(Task statement)
Provide the number of lines containing the word "this", and nothing else.

-- start Available data --

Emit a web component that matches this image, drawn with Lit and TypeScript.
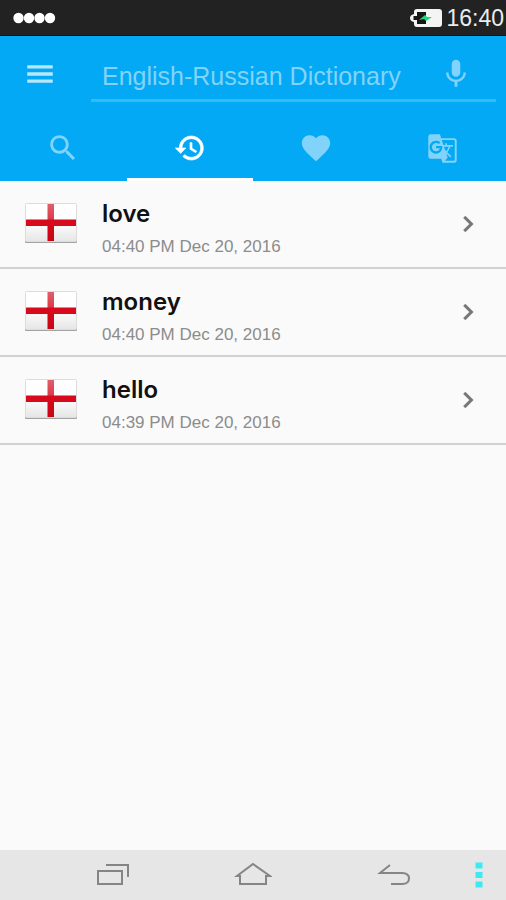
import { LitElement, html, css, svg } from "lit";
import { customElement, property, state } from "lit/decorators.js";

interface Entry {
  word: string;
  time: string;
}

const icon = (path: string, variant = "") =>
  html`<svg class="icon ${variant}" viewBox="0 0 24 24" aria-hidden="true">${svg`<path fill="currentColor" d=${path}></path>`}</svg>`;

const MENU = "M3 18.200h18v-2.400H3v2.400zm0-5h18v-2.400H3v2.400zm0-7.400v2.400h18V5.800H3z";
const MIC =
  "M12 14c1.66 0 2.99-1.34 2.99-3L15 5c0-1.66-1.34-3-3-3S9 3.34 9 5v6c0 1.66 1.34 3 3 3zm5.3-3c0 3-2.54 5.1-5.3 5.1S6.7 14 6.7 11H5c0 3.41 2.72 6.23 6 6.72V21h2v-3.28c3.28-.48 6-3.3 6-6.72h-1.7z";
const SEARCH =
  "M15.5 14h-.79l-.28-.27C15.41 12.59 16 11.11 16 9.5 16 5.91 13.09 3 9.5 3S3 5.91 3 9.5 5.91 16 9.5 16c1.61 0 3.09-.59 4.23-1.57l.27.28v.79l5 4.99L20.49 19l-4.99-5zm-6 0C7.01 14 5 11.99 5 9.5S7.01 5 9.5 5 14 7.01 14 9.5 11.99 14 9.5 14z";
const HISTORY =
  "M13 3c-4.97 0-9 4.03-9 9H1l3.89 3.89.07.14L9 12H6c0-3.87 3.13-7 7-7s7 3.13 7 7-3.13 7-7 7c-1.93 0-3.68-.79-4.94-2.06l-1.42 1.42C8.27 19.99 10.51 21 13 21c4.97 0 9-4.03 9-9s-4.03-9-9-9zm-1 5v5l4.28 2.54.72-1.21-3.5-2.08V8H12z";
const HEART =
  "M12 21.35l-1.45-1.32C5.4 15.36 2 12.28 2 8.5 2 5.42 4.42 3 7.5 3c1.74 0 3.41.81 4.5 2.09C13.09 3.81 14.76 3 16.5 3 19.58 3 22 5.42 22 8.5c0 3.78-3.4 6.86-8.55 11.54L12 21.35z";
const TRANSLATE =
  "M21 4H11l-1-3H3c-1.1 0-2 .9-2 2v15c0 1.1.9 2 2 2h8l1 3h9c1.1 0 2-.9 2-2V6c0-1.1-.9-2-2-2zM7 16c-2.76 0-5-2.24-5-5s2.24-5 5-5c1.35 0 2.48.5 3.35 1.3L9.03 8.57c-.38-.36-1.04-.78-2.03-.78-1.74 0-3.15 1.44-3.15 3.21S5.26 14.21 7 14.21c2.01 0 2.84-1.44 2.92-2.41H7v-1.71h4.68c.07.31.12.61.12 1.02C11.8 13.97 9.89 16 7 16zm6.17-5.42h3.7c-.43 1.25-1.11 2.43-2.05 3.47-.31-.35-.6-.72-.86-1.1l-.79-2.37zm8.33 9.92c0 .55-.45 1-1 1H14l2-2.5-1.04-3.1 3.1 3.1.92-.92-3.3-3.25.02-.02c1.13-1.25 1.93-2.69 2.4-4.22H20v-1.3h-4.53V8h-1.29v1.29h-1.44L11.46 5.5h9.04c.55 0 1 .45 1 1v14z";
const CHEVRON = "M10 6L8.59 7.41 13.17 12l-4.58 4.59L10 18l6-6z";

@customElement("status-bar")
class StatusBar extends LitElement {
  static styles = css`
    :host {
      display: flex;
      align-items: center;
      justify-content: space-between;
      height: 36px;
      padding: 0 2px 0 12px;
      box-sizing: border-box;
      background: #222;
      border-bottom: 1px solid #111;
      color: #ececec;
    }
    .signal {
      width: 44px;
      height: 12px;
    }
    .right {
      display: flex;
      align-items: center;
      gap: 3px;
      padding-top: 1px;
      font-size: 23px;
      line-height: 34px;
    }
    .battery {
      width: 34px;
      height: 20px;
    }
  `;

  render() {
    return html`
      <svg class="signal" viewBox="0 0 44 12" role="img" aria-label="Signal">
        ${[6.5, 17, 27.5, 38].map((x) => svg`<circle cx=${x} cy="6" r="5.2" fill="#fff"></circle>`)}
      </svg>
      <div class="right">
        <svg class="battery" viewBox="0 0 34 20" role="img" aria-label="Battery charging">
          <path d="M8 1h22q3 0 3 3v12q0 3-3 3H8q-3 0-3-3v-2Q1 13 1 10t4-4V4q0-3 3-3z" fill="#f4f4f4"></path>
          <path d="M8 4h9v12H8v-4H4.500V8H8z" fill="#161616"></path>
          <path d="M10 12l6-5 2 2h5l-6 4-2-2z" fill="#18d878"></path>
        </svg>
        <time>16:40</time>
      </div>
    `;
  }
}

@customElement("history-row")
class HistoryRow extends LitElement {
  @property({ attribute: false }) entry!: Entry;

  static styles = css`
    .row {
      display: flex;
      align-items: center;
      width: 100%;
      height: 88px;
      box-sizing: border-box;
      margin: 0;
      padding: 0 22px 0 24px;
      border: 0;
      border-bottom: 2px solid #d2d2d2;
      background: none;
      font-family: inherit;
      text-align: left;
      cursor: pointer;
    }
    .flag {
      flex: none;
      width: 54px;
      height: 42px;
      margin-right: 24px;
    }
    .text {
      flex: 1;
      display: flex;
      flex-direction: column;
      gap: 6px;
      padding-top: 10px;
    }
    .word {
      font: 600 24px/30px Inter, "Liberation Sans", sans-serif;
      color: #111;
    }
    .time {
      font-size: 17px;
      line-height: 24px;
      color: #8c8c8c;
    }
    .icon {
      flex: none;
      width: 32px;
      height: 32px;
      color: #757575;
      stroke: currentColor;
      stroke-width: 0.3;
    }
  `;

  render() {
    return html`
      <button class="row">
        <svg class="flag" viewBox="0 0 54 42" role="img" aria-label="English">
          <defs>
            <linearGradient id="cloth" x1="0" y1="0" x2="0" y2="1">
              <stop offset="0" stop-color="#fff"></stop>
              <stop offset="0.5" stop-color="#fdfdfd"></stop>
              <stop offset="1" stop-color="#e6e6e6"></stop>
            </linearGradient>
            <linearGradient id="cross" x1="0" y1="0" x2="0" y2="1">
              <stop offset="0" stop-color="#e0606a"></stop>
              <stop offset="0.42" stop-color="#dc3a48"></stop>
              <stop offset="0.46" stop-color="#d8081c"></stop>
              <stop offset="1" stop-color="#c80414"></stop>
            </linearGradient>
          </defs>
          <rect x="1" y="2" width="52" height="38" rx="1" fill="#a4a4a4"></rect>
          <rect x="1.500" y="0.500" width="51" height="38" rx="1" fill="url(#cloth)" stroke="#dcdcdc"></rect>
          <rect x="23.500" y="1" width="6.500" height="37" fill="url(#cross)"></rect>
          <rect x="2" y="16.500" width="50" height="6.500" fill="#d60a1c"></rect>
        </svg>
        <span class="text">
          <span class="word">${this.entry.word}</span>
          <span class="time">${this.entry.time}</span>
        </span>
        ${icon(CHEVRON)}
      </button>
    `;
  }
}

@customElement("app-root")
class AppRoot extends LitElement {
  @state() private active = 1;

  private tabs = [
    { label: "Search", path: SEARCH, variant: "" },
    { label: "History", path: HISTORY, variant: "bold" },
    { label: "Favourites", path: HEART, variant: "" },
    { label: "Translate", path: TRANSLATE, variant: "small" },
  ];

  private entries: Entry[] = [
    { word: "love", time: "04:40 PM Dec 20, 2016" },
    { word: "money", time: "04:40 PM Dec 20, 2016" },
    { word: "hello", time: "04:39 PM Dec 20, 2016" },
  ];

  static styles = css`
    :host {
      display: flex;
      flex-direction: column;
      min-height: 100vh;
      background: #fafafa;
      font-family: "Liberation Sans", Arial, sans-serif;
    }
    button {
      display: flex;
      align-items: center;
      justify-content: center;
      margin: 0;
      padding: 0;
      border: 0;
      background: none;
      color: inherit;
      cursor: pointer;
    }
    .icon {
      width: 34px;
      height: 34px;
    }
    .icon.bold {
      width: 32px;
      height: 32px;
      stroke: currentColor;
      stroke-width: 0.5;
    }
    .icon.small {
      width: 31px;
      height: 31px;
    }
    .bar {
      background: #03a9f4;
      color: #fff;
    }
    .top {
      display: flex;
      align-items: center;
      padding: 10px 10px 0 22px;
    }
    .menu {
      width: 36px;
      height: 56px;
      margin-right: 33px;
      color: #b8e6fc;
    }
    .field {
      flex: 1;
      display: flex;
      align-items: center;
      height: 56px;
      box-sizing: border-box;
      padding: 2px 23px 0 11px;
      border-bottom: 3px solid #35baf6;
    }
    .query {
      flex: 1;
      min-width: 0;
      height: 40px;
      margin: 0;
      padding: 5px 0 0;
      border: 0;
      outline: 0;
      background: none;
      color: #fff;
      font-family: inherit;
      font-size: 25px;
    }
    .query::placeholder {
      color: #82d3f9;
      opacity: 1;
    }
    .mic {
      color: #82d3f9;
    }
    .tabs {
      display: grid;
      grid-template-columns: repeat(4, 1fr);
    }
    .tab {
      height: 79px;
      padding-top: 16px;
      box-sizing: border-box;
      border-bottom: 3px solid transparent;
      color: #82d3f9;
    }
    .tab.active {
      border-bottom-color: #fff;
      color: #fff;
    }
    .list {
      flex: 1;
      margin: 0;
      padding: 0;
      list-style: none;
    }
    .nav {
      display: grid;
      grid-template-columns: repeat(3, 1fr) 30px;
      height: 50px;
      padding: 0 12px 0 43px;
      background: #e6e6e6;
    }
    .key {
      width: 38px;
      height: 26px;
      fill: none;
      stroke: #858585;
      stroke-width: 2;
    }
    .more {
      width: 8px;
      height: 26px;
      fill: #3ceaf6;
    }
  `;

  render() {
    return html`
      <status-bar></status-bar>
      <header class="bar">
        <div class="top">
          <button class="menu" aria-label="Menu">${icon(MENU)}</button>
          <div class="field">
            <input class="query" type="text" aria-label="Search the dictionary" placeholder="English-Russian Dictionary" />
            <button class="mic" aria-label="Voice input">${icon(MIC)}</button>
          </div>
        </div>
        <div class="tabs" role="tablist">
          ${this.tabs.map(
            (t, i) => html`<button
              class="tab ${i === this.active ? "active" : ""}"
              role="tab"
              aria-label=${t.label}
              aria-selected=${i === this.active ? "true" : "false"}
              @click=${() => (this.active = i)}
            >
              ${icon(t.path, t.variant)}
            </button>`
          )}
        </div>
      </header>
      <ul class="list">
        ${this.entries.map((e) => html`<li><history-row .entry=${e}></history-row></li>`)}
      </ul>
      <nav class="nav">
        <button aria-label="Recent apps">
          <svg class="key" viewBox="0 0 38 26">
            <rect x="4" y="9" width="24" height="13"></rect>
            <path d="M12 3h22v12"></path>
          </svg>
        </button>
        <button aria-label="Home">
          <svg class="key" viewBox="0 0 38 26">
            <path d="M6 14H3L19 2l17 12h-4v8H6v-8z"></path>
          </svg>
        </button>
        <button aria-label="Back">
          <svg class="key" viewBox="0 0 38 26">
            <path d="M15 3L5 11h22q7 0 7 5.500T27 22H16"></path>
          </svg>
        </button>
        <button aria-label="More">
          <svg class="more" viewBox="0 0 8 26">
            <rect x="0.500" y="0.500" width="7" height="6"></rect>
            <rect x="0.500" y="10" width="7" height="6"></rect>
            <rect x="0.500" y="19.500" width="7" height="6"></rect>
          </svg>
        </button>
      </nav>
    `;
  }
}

-- end Available data --

(Result of the exercise)
8